Crafting wooden casks is an ancient art form that requires traditional makers to jump through hoops to construct vessels strong enough for the task of maturing precious Scotch whisky, says Joe Gibbs. Photographs by Jeremy Flint.
Civilisation, in the opinion of the author William Faulkner, began with distillation. A whisky connoisseur might add that it flowered with maturation. For, without ageing in the right environment, whisky remains a raw, brutal firewater, quite bereft of any refinement. That would have been of less concern to the famously boozed-up Faulkner, who held that there was no such thing as a bad whisky — it was only that some whiskies were better than others.
Nobody knows who discovered the alchemy of leaving the water of life — uisge beatha in the Gaelic — in a wooden barrel to acquire patina some centuries ago. It must have been a man of rare patience back in those thirsty days. Or, perhaps, it was the legendary Highland smuggler who forgot where he had hidden his hogshead, retrieving it years later to discover his beast had transformed into a beauty.

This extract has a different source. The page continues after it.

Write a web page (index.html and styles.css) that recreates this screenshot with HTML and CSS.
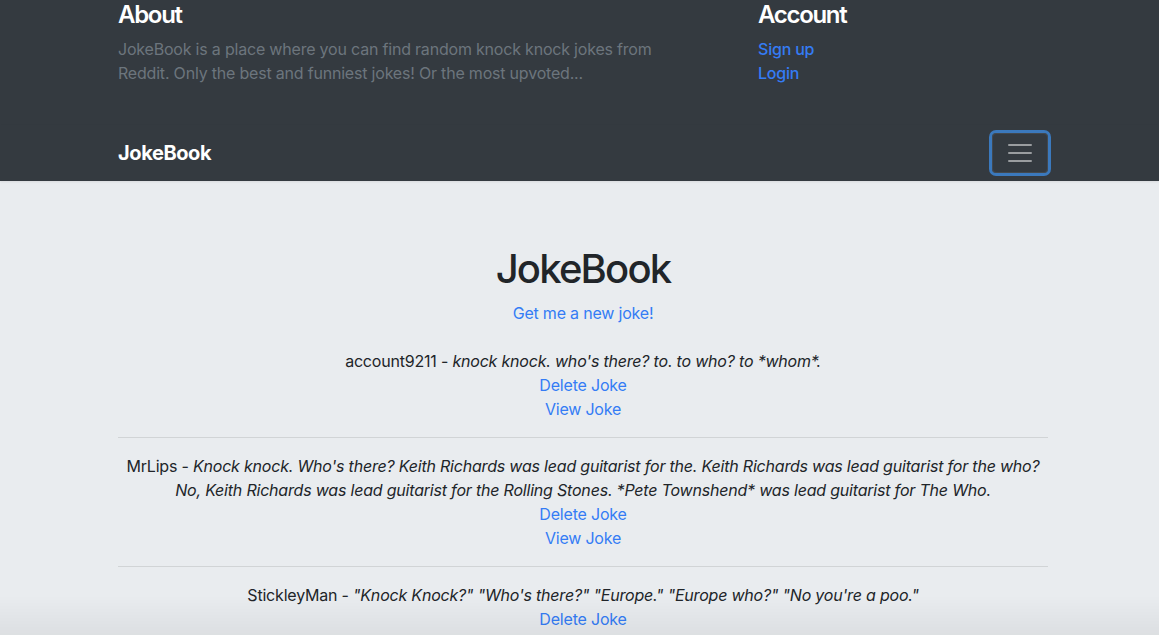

Nonetheless, a fact on which experts do agree is that about 70% of the flavour and colour of whisky comes from the cask in which it is aged. The very existence of that barrel still largely depends on the ancient, highly skilled craftsmanship of an artisan known as a cooper, a word probably derived from the cupa or vat of Roman times.
As a foreman at Speyside Coopers in Craigellachie, one of Scotland’s four remaining commercial cooperages, succinctly put it: ‘Nae coopers. Nae whisky.’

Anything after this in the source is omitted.